Well I guess the answer for the tumbling problem was a case of bullet shrinkage as I mentioned in an earlier post. The "old Schuetzen experts" at the range I shoot at all agreed that the BHN of 14 was too hard for my 45 caliber slug guns and that probably caused the shrinkage. I did run the 0.449 bullets through a sizer that is 0.449 and that was to check for roundness and the original bullets showed very little marking where they had rubbed.
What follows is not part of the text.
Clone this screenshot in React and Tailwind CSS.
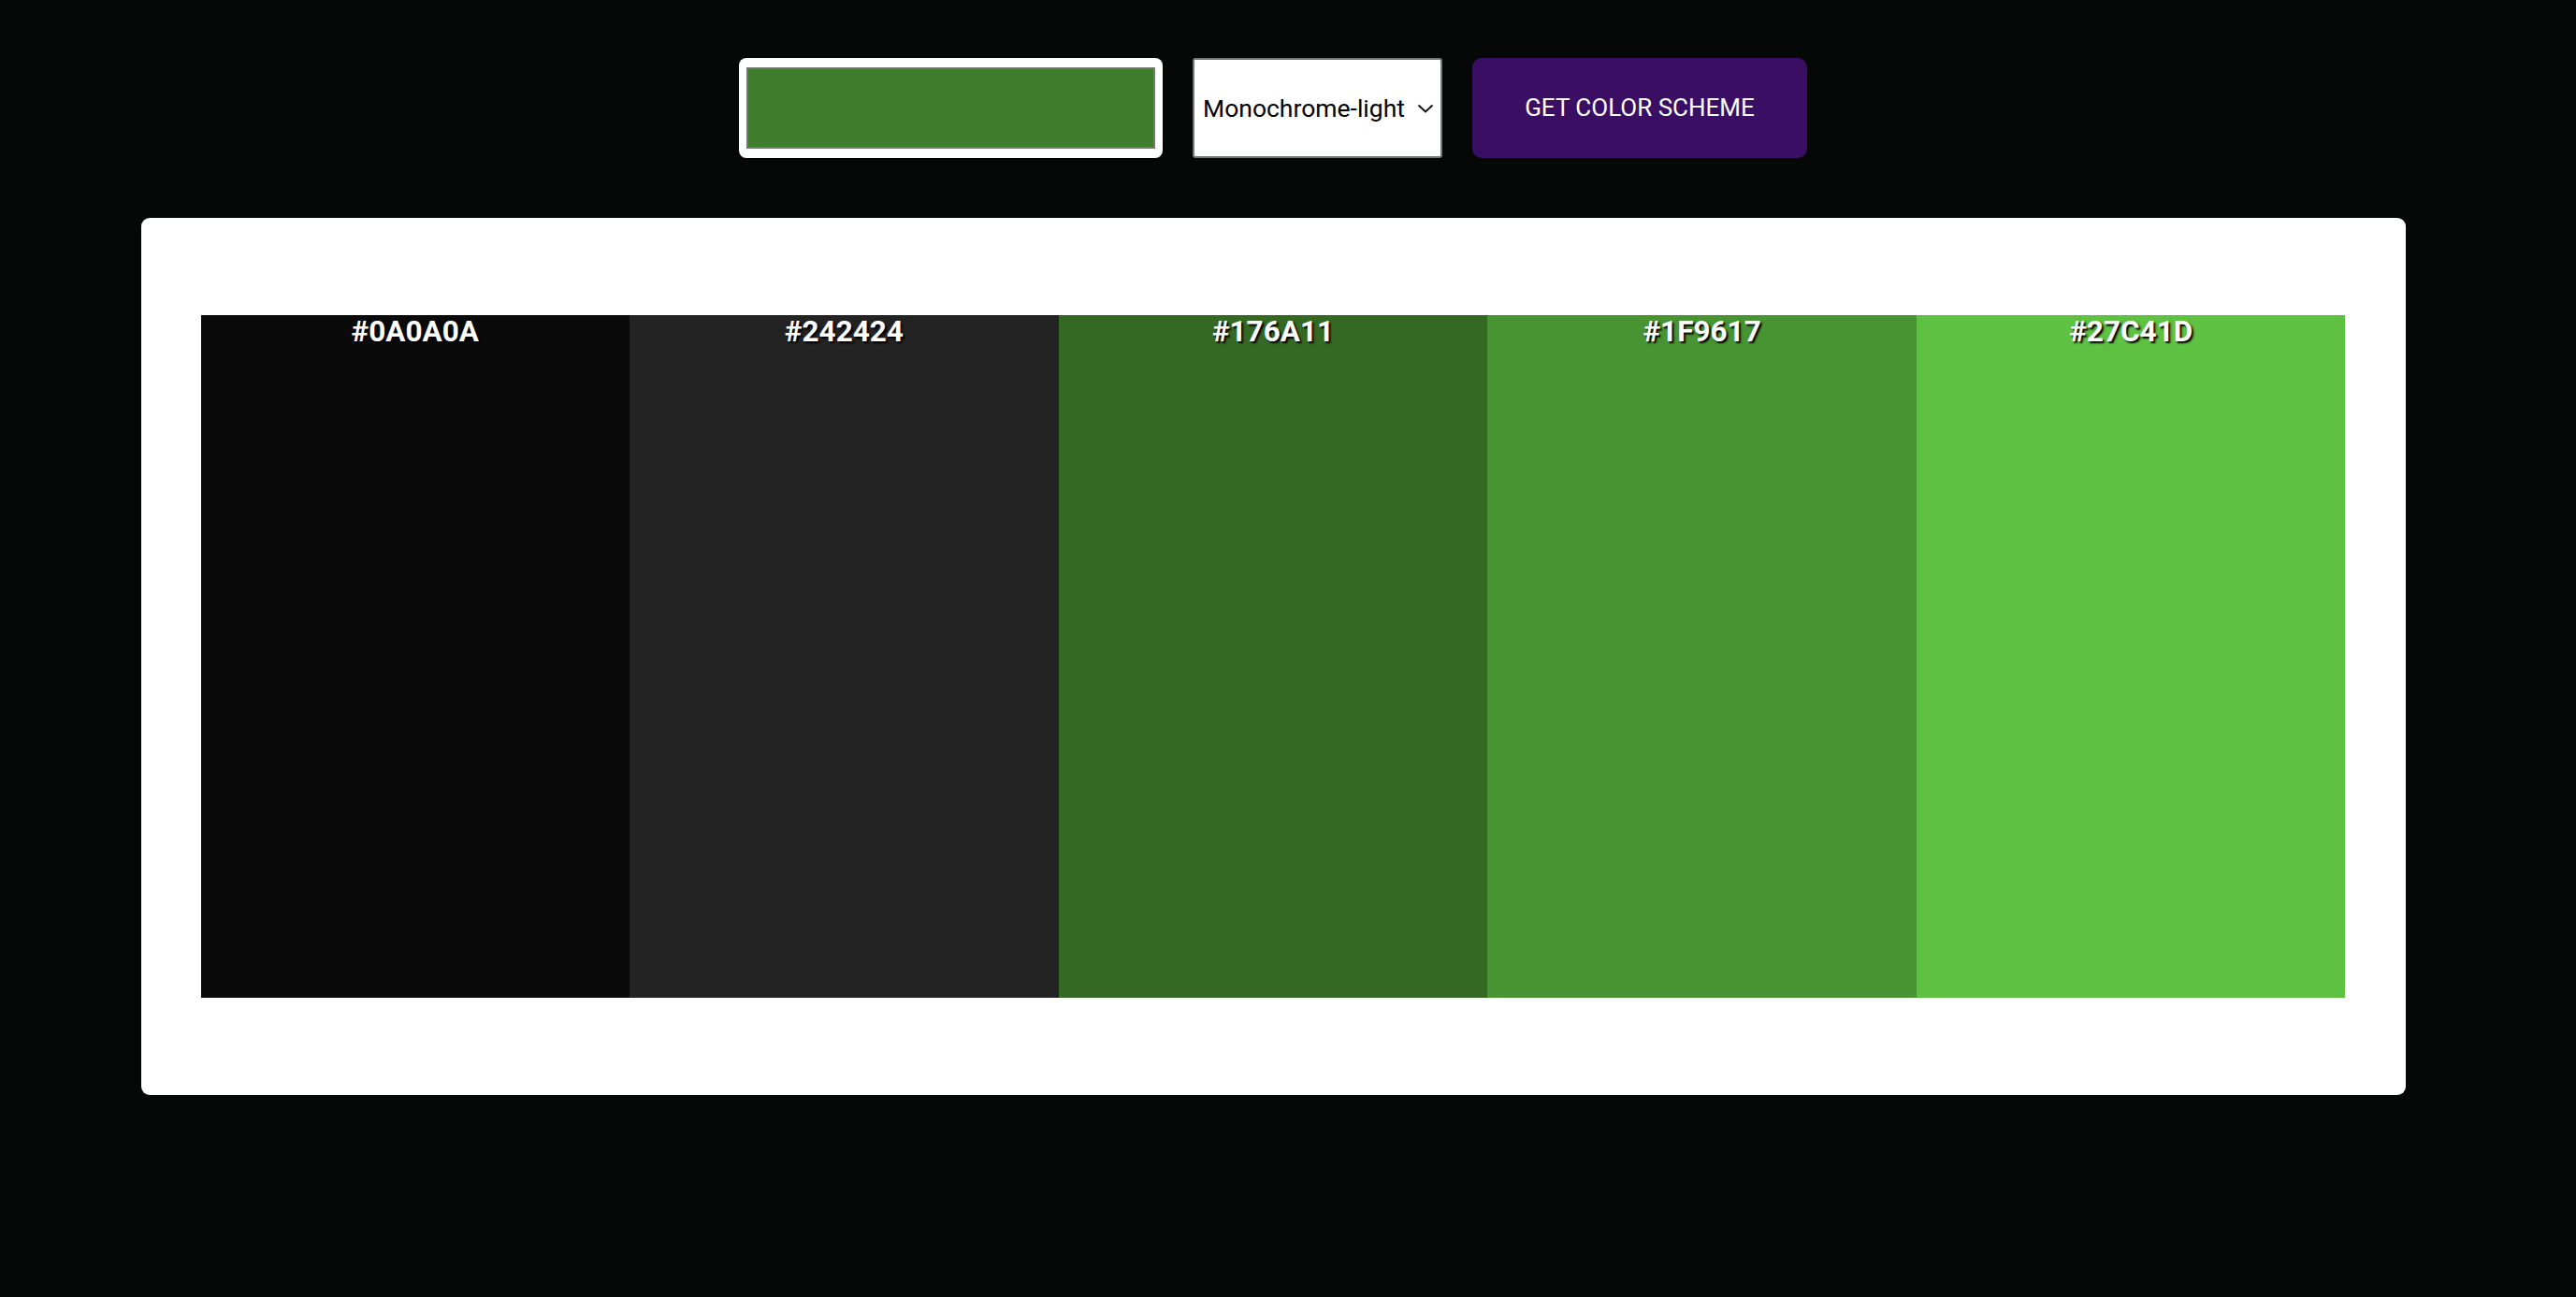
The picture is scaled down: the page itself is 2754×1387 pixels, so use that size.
import React from "react";

const colors = [
  { hex: "#0A0A0A", bg: "bg-[#0a0a0a]" },
  { hex: "#242424", bg: "bg-[#232323]" },
  { hex: "#176A11", bg: "bg-[#346823]" },
  { hex: "#1F9617", bg: "bg-[#489432]" },
  { hex: "#27C41D", bg: "bg-[#5ec142]" },
];

export default function App() {
  return (
    <div className="min-h-screen bg-[#060807] font-['Roboto',sans-serif]">
      <div className="w-[2722px] flex flex-col items-center pt-[62px]">
        {/* controls */}
        <div className="flex gap-[32px] h-[107px]">
          <div className="w-[453px] bg-white rounded-[8px] px-[8px] py-[10px]">
            <div className="w-full h-full bg-[#3d7d2b] border-2 border-[#777777]" />
          </div>
          <div className="w-[267px] bg-white border-2 border-[#767676] rounded-[3px] flex items-center justify-between pl-[9px] pr-[7px] text-[26.5px] text-black">
            <span>Monochrome-light</span>
            <svg width="18" height="10" viewBox="0 0 18 10" fill="none">
              <path d="M1.5 1.5L9 8.5L16.5 1.5" stroke="#111" strokeWidth="2" />
            </svg>
          </div>
          <button className="w-[358px] bg-[#3a0e63] text-white rounded-[10px] text-[26px] uppercase">
            Get Color Scheme
          </button>
        </div>

        {/* palette card */}
        <div className="mt-[64px] w-[2421px] bg-white rounded-[9px] px-[64px] py-[104px]">
          <div className="flex h-[730px]">
            {colors.map((c) => (
              <div key={c.hex} className={`flex-1 ${c.bg}`}>
                <div className="text-center text-[31.5px] leading-[1.17] font-bold text-white [text-shadow:2px_2px_2px_#000]">
                  {c.hex}
                </div>
              </div>
            ))}
          </div>
        </div>
      </div>
    </div>
  );
}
So a couple weeks ago I cast two batches of bullets, one with the 0.449 BACO 540 grain Creedmoor mold and another with the 0.448 Pedersoli flat nose 520 grain mold with pure lead from roof repair sheets and a slight amount of linotype. The BHN came out at 8.0 with my Lee tester so they were a lot softer. Yesterday I went to the range to try the new bullets with the same powder load, wad, etc as before. It was cold, for San Diego anyways at 50 degrees and the 1st shot at 100 yards (BACO mold) was 2 inches right and 2 inches low so I fired off 4 more with no changes to the 6x scope on my home made slug gun and they all were touching, in the same area! Yeah, so I tried 5 of the Pedersoli bullets and they were even with the bulls eye and still 2 inches right and again all were touching! Double yeah!
I think the alloy was too hard since that was the only thing I had changed and plan to recast the last few remaining hard bullets I have by adding them to the pure lead a few at a time and next will be going out to longer distances.......if it ever warms up here?!